The differences between them are minor. Trump favors immigration control, a stronger military, tariffs, and a range of big-government programs that would fund everything from health care to housing to education.
Clinton favors open borders, racial and gender preferences, the continued growth of the regulatory state, and a range of government programs that would fund everything from health care to housing to education.
A Bleak Choice
For classical liberals and libertarians, the prospects are particularly bleak. Neither candidate talks about the free market, neither talks about the Constitution, neither talks about the legalization of drugs, neither talks about lower taxes or smaller government.
Clinton perhaps mildly edges out Trump in terms of her propensity for lying and corruption. More importantly, she envisions government as the be-all and end-all of human existence. She thinks government should expand women’s rights and replace the family as caregiver and provider.
While running for president back in 2008, Clinton actually starred in a TV advertisement in which she pondered what to give the American people for Christmas.
Clinton is both the queen of the identity politics of resentment and the ultimate purveyor of government as Santa Clause. In both senses, she represents a continuation of Obama.
For his part, Trump represents himself as a national savior. Like Obama, he is a fraud.

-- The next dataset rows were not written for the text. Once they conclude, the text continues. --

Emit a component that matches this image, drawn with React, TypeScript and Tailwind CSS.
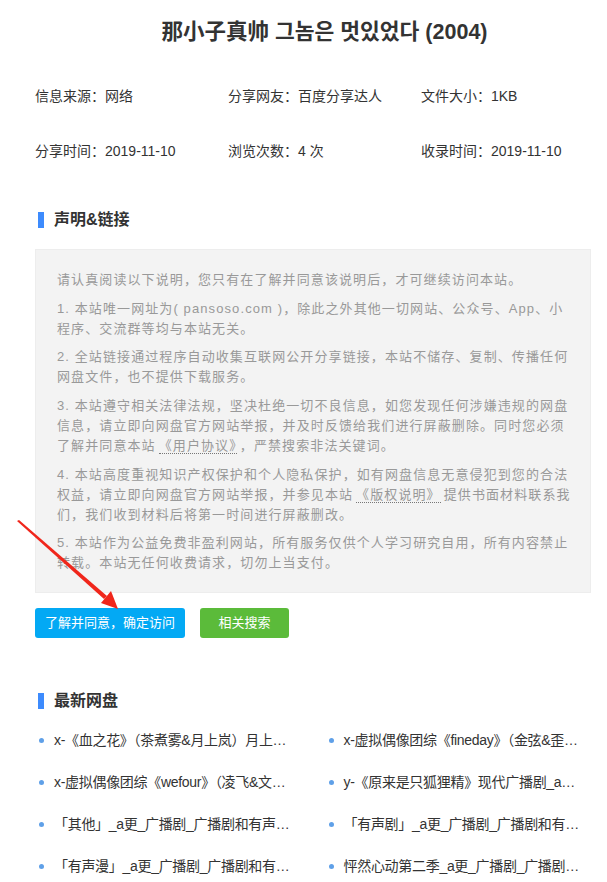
const infoItems = [
  ['信息来源', '网络'],
  ['分享网友', '百度分享达人'],
  ['文件大小', '1KB'],
  ['分享时间', '2019-11-10'],
  ['浏览次数', '4 次'],
  ['收录时间', '2019-11-10'],
]

const latest = [
  'x-《血之花》（茶煮雾&月上岚）月上…',
  'x-虚拟偶像团综《fineday》（金弦&歪…',
  'x-虚拟偶像团综《wefour》（凌飞&文…',
  'y-《原来是只狐狸精》现代广播剧_a…',
  '「其他」_a更_广播剧_广播剧和有声…',
  '「有声剧」_a更_广播剧_广播剧和有…',
  '「有声漫」_a更_广播剧_广播剧和有…',
  '怦然心动第二季_a更_广播剧_广播剧…',
]

function SectionTitle({ children }: { children: React.ReactNode }) {
  return (
    <div className="flex items-center h-[24px]">
      <span className="ml-[3px] w-[6px] h-[16px] bg-[#3d8bfd]" />
      <h2 className="ml-[10px] text-[16px] font-bold text-[#333] leading-[24px]">{children}</h2>
    </div>
  )
}

function Link({ children }: { children: React.ReactNode }) {
  return <span className="mx-[3px] border-b border-dotted border-[#777]">{children}</span>
}

export default function App() {
  return (
    <div
      className="relative min-h-[882px] w-full overflow-hidden bg-white"
      style={{ fontFamily: '"Liberation Sans", "Noto Sans CJK SC", "Noto Sans CJK KR", sans-serif' }}
    >
      <div className="ml-[35px] w-[579px] pt-[18px]">
        <h1 className="text-center text-[21.5px] font-bold leading-[28px] text-[#333]">
          那小子真帅 그놈은 멋있었다 (2004)
        </h1>

        {/* Info */}
        <div className="mt-[40px] grid grid-cols-3 gap-y-[35px] text-[14px] leading-[20px] text-[#333]">
          {infoItems.map(([label, value]) => (
            <div key={label}>
              {label}：{value}
            </div>
          ))}
        </div>

        {/* Statement */}
        <div className="mt-[47px]">
          <SectionTitle>声明&amp;链接</SectionTitle>
        </div>
        <div className="mt-[17px] w-[96%] border border-[#ededed] bg-[#f3f3f3] pl-[21px] pr-[10px] pt-[20px] pb-[19px] text-[13px] leading-[20px] tracking-[1.1px] text-[#999]">
          <p className="mb-[9px]">请认真阅读以下说明，您只有在了解并同意该说明后，才可继续访问本站。</p>
          <p className="mb-[8px]">
            1. 本站唯一网址为( pansoso.com )，除此之外其他一切网站、公众号、App、小
            <br />
            程序、交流群等均与本站无关。
          </p>
          <p className="mb-[9px]">
            2. 全站链接通过程序自动收集互联网公开分享链接，本站不储存、复制、传播任何
            <br />
            网盘文件，也不提供下载服务。
          </p>
          <p className="mb-[9px]">
            3. 本站遵守相关法律法规，坚决杜绝一切不良信息，如您发现任何涉嫌违规的网盘
            <br />
            信息，请立即向网盘官方网站举报，并及时反馈给我们进行屏蔽删除。同时您必须
            <br />
            了解并同意本站<Link>《用户协议》</Link>，严禁搜索非法关键词。
          </p>
          <p className="mb-[8px]">
            4. 本站高度重视知识产权保护和个人隐私保护，如有网盘信息无意侵犯到您的合法
            <br />
            权益，请立即向网盘官方网站举报，并参见本站<Link>《版权说明》</Link>提供书面材料联系我
            <br />
            们，我们收到材料后将第一时间进行屏蔽删改。
          </p>
          <p>
            5. 本站作为公益免费非盈利网站，所有服务仅供个人学习研究自用，所有内容禁止
            <br />
            转载。本站无任何收费请求，切勿上当支付。
          </p>
        </div>

        {/* Buttons */}
        <div className="mt-[15px] flex gap-[15px]">
          <button className="h-[30px] w-[150px] rounded-[3px] bg-[#03a9f4] text-[13px] text-white">
            了解并同意，确定访问
          </button>
          <button className="h-[30px] w-[89px] rounded-[3px] bg-[#5bbb3a] text-[13px] text-white">
            相关搜索
          </button>
        </div>

        {/* Latest */}
        <div className="mt-[51px]">
          <SectionTitle>最新网盘</SectionTitle>
        </div>
        <ul className="mt-[6px] grid grid-cols-2">
          {latest.map((t) => (
            <li key={t} className="flex h-[42px] items-center">
              <span className="ml-[4px] h-[5px] w-[5px] shrink-0 rounded-full bg-[#5fa0e8]" />
              <span className="ml-[10px] whitespace-nowrap text-[14px] tracking-[-0.3px] text-[#333]">{t}</span>
            </li>
          ))}
        </ul>
      </div>

      {/* red annotation arrow */}
      <svg className="pointer-events-none absolute left-0 top-0" width="607" height="882">
        <polygon points="17,521 19,520 107,596 104,599" fill="#f0261b" />
        <polygon points="118,609 101,603 111,591" fill="#f0261b" />
      </svg>
    </div>
  )
}
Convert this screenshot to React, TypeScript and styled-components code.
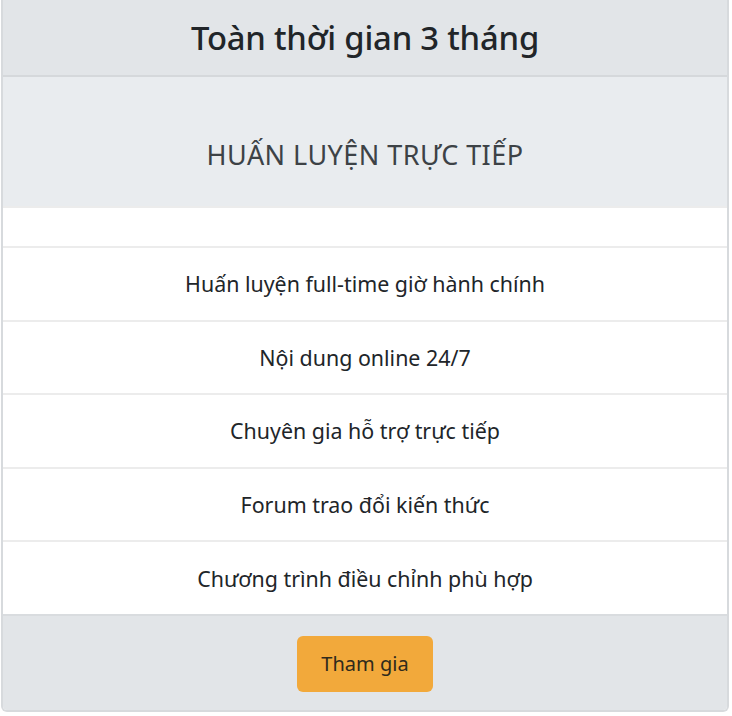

In 2008, Obama sold himself as a moderate healer instead of a Marxist student of Saul Alinsky’s Rules for Radicals. Likewise, Trump sells himself as a conservative when he has only ever been a big-government Democrat.
Trump also loves the scandal of insulting his rivals in public, and he is inclined to not give a damn, which endears him to those of us who are tired of the politically correct culture of complaint and entitlement.
On the other hand, during a nationally televised debate, Trump actually referred approvingly to the size of his penis. And he changes his mind on major issues from day to day, so even his minor pluses are potential negatives.
Churchill once said, “You can always count on Americans to do the right thing, after they’ve tried everything else.” We still have quite a lot of trial and error ahead of us.